◆ **WHAT IS NEEDED**
Which lines include the word "Output"? Copy each of them.

Front-end source files:
--- begin ---

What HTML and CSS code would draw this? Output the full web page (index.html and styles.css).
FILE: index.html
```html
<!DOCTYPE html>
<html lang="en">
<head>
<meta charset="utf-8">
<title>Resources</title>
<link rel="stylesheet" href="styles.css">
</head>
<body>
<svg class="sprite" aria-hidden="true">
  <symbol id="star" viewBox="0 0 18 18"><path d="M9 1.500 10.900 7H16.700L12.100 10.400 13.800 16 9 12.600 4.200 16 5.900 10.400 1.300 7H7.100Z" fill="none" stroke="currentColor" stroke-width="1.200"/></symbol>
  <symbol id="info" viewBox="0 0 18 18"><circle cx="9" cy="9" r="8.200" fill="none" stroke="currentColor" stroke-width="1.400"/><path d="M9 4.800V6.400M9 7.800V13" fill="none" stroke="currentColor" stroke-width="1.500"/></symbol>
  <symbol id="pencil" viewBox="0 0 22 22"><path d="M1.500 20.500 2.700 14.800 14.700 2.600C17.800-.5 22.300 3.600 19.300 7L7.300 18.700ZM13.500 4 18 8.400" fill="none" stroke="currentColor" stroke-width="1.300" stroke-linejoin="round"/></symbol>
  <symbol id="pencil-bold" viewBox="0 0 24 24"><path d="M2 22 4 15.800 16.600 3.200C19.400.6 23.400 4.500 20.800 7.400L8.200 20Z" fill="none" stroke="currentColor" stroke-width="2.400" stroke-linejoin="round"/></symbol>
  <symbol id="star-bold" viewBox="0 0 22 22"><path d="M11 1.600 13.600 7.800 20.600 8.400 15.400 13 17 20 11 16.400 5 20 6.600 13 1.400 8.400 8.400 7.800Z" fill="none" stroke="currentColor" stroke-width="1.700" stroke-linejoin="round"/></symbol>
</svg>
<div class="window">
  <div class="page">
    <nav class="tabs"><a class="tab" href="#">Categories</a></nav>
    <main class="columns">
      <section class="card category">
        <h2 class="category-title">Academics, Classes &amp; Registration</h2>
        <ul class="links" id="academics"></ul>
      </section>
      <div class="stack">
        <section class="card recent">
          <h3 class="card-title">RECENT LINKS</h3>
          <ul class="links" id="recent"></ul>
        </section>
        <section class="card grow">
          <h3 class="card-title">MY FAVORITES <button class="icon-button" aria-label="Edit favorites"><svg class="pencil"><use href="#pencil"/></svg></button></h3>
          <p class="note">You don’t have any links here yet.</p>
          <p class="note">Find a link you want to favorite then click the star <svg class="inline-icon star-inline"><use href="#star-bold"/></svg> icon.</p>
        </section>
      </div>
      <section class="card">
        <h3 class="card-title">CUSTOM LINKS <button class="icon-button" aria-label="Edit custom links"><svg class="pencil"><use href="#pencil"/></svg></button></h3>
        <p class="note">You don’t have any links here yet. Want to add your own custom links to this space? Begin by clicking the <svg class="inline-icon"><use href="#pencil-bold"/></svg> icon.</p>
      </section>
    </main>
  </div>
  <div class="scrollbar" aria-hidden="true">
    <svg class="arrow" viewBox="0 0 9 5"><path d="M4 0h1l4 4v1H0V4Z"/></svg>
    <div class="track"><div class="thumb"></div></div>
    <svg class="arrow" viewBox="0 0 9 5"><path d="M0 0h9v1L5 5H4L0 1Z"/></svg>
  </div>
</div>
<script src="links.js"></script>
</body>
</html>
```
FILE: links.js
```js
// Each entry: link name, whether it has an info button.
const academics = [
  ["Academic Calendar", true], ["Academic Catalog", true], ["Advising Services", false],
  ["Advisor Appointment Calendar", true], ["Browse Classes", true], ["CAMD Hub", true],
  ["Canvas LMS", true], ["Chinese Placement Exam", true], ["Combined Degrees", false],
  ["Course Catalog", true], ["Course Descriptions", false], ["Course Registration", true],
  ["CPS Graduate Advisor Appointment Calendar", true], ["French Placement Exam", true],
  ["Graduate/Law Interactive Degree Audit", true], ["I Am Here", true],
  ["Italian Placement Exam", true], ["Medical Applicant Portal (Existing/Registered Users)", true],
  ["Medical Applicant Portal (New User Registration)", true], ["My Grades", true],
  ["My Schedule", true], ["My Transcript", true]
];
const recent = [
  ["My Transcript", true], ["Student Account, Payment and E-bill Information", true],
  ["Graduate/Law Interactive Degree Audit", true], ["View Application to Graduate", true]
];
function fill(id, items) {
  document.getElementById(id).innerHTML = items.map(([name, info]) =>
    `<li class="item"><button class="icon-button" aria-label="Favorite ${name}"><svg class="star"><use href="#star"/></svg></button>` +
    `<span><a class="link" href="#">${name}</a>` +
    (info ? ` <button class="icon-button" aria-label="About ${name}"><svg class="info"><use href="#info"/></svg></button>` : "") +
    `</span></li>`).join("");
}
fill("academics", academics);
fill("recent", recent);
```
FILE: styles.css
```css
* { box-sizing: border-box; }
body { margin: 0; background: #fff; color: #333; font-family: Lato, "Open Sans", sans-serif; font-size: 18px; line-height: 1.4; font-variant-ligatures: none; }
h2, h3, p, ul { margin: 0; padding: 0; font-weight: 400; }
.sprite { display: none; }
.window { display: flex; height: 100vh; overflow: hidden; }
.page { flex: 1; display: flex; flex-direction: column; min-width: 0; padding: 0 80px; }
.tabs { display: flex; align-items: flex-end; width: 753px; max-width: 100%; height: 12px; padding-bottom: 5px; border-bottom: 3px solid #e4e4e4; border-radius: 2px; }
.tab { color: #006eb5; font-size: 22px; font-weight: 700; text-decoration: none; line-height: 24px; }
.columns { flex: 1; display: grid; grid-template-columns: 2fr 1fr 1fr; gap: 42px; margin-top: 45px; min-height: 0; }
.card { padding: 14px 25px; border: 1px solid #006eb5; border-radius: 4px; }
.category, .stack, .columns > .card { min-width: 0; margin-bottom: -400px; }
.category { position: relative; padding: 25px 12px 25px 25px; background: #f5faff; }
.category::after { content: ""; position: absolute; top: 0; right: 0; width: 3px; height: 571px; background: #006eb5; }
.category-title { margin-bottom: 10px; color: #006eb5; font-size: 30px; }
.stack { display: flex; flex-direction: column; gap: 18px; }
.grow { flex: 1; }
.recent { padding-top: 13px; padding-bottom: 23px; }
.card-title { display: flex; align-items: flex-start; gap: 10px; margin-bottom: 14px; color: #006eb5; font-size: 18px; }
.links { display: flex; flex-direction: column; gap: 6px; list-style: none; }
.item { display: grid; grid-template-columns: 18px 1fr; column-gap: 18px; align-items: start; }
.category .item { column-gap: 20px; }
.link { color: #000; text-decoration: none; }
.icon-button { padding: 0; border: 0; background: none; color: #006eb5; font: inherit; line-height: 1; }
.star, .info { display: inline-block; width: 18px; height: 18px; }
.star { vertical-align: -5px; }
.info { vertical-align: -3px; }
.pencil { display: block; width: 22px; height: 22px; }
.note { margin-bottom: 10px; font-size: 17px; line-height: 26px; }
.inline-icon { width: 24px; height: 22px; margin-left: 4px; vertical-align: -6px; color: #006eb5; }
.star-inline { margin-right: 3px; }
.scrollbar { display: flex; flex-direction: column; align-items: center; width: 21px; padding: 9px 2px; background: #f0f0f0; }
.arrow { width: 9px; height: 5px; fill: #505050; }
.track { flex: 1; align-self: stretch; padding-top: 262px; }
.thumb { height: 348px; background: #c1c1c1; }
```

--- end ---
--- begin ---

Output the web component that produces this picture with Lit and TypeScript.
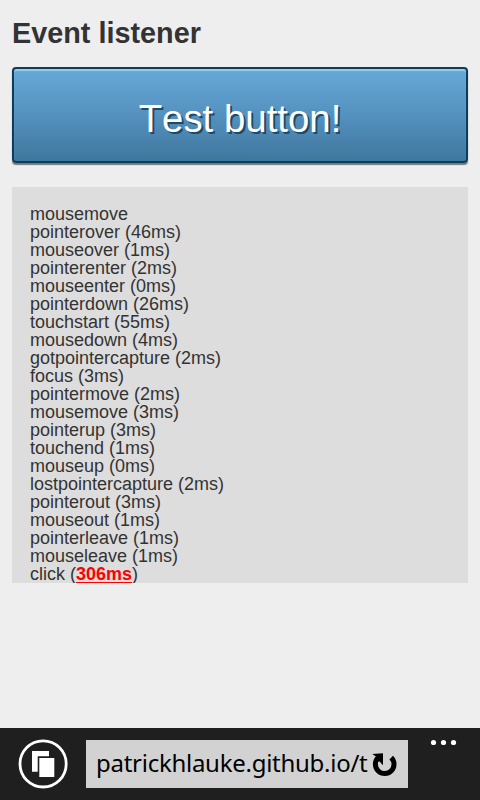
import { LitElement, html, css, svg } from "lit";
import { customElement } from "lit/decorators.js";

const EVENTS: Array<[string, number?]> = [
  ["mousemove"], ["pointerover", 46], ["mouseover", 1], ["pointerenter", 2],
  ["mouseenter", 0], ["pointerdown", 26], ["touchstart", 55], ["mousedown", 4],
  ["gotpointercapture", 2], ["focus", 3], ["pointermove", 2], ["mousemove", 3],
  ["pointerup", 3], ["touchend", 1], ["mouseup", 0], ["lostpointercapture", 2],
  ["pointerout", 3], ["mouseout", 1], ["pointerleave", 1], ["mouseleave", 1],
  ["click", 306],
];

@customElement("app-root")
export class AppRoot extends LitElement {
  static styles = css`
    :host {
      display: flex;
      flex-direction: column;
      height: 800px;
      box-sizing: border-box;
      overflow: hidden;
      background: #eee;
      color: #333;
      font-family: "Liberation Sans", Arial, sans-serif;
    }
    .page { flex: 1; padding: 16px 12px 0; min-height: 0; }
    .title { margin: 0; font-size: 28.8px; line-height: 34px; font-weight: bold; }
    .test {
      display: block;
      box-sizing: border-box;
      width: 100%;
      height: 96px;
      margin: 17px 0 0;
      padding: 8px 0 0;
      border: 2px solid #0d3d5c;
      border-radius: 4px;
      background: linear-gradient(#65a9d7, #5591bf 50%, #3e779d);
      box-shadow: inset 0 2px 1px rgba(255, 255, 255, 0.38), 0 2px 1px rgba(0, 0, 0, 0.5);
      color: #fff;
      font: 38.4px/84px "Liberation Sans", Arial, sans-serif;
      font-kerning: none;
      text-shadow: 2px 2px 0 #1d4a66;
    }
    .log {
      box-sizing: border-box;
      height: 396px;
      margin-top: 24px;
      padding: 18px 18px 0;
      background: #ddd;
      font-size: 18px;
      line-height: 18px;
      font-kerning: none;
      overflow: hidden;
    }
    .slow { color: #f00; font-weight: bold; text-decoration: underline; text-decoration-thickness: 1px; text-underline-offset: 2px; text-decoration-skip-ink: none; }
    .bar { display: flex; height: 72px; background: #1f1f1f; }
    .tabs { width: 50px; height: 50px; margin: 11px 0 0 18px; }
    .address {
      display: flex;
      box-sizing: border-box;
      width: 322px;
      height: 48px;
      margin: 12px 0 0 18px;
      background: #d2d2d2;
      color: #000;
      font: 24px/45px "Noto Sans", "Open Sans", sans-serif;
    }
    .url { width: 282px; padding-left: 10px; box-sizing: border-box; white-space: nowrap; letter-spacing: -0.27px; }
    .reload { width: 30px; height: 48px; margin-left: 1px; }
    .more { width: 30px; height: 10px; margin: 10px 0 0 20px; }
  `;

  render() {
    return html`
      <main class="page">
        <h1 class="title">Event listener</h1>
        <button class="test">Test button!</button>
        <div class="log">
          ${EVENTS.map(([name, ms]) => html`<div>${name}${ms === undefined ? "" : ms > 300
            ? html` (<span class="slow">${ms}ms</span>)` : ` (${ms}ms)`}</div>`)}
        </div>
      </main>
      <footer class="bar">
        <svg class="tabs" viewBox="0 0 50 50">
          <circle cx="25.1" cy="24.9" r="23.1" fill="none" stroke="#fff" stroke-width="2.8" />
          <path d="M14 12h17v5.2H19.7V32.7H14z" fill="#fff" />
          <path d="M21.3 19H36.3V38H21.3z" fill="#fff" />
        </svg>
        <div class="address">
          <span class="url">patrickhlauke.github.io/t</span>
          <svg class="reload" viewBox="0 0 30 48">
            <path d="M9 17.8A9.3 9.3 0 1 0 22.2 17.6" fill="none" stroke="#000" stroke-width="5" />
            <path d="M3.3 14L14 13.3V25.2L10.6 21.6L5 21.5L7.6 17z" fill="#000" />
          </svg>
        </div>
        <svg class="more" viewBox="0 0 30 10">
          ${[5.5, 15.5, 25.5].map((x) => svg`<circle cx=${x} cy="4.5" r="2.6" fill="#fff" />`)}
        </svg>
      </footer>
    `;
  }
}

--- end ---

◆ **FINAL RESULT**
What HTML and CSS code would draw this? Output the full web page (index.html and styles.css).
Output the web component that produces this picture with Lit and TypeScript.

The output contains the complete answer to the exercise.